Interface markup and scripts
* * * *

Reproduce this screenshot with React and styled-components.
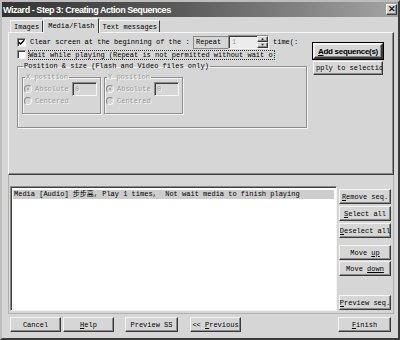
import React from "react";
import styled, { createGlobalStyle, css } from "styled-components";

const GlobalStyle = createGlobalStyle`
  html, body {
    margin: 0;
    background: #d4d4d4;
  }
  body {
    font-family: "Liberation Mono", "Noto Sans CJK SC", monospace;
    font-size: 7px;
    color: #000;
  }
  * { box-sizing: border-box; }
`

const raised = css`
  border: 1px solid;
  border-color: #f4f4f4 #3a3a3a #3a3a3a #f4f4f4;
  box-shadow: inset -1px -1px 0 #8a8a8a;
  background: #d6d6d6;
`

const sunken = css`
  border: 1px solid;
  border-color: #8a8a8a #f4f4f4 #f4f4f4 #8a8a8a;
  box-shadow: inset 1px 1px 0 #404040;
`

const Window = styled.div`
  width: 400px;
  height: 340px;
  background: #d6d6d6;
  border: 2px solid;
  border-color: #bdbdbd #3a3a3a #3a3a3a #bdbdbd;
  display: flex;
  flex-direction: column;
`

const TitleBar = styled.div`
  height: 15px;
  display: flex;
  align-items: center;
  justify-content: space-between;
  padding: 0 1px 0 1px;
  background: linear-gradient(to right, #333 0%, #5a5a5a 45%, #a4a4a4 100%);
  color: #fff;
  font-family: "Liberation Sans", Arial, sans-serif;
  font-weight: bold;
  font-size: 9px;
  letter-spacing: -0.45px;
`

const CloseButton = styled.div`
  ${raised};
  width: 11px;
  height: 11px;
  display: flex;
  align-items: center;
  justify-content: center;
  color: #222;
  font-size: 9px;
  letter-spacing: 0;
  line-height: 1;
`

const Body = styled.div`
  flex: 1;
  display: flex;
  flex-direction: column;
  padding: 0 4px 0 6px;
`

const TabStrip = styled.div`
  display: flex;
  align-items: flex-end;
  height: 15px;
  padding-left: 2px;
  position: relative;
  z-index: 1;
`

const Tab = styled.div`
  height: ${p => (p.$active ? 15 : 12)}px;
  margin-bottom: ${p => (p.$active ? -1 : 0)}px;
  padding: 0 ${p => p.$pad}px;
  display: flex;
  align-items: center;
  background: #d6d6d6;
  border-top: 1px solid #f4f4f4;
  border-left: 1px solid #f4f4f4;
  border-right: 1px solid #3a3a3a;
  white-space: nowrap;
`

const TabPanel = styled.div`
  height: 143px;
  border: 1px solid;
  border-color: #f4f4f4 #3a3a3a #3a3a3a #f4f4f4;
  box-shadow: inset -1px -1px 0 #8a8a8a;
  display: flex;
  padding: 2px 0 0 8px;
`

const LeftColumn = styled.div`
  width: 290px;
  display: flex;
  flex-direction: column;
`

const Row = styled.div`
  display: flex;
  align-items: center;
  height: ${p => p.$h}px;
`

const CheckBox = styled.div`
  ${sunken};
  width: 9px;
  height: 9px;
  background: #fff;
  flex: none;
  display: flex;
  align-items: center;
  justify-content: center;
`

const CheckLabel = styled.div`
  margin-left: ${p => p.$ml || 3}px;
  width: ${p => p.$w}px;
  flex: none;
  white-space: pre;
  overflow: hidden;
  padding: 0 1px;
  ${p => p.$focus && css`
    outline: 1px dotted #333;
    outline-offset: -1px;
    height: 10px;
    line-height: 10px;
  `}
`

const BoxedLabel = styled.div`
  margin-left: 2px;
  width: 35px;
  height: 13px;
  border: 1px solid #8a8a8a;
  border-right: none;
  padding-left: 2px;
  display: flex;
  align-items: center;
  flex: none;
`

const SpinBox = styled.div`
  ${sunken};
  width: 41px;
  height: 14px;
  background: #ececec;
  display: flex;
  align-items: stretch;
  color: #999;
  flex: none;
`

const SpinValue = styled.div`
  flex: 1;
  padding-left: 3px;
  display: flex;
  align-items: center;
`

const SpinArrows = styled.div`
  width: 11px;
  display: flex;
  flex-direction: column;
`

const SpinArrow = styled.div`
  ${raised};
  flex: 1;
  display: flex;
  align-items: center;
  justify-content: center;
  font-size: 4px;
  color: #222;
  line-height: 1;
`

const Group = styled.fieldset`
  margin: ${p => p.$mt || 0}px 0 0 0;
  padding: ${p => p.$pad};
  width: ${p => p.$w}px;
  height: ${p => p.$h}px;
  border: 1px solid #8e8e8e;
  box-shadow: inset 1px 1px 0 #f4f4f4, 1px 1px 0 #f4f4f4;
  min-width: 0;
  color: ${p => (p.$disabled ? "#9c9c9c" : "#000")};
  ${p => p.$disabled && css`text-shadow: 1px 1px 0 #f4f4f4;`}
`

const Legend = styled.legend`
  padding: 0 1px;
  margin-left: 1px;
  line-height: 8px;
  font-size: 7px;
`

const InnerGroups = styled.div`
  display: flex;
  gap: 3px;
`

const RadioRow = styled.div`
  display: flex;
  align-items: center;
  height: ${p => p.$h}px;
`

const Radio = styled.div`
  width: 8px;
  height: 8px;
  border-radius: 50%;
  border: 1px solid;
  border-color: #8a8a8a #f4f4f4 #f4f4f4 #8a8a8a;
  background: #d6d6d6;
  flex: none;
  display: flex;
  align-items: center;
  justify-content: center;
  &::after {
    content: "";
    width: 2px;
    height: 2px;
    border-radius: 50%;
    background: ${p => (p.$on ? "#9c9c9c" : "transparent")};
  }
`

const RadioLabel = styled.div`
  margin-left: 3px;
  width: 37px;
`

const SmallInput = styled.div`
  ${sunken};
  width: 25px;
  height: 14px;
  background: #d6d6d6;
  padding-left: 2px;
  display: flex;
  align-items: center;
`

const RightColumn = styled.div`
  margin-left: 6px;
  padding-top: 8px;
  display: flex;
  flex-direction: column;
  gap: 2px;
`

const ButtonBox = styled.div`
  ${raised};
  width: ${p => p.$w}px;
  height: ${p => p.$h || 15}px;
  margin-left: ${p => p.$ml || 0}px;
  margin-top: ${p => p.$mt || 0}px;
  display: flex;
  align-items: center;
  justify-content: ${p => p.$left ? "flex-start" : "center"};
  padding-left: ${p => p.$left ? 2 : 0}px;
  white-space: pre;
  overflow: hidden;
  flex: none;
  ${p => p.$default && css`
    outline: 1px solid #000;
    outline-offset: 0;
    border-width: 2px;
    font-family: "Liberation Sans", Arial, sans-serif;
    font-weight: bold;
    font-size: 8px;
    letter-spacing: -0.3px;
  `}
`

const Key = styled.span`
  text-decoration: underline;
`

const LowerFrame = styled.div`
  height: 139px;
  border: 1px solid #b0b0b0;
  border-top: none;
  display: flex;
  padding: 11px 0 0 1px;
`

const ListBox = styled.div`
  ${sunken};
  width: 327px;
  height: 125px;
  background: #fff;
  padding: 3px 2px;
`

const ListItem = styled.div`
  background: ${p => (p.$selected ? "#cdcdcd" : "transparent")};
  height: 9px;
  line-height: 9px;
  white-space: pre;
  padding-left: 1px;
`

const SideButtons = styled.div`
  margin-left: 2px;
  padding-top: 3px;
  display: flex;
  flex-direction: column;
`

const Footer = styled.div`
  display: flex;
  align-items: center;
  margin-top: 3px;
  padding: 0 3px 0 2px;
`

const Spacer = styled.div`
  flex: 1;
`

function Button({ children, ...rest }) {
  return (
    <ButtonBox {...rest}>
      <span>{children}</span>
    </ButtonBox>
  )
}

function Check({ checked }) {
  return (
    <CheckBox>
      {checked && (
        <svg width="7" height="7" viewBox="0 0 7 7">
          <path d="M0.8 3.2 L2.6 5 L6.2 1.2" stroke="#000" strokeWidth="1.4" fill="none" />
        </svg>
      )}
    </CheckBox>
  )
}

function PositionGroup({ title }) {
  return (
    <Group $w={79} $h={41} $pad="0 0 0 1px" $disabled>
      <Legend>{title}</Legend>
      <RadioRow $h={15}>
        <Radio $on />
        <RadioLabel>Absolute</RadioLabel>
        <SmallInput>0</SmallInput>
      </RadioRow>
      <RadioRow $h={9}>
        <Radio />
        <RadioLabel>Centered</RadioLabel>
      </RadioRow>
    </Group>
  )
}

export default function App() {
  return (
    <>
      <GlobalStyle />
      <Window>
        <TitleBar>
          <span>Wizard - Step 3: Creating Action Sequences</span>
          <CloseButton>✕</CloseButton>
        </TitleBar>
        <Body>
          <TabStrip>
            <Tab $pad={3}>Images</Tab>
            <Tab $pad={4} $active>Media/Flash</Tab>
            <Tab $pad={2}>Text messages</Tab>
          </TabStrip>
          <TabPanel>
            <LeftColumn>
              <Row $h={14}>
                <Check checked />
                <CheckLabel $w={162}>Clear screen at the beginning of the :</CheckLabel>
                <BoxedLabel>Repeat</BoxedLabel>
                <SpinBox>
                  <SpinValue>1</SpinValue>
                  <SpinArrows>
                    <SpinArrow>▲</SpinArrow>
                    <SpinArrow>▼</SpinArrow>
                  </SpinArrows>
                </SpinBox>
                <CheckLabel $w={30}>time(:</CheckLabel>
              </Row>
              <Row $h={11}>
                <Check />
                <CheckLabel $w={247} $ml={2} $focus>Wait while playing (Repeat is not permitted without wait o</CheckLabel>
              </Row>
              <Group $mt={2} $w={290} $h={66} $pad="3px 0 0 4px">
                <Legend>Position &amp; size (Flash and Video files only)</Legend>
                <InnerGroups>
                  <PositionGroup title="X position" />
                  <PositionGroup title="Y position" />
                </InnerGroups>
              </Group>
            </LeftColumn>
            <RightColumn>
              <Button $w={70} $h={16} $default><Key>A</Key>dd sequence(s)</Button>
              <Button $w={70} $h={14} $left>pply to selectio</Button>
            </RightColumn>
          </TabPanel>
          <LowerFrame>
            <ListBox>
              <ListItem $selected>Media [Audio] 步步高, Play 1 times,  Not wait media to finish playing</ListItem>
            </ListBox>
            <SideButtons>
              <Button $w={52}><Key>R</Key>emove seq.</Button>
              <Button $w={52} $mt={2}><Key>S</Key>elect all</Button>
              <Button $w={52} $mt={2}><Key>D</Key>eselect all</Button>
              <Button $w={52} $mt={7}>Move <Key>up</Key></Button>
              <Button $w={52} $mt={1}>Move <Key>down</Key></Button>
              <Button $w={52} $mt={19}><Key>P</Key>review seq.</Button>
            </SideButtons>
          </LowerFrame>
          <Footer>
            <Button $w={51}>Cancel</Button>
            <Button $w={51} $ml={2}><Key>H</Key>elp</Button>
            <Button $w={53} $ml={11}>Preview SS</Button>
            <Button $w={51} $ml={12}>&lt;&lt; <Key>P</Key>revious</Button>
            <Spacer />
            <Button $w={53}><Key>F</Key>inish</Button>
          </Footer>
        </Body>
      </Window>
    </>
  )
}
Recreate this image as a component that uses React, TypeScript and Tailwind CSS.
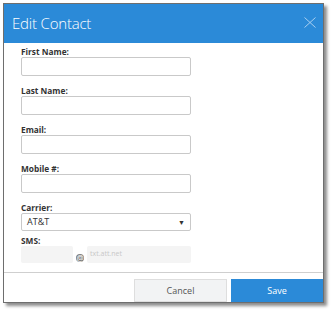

* * * *

Copy every line from the records above that contains the word "React".

▶ **Problem solution**:
Reproduce this screenshot with React and styled-components.
import React from "react";
Recreate this image as a component that uses React, TypeScript and Tailwind CSS.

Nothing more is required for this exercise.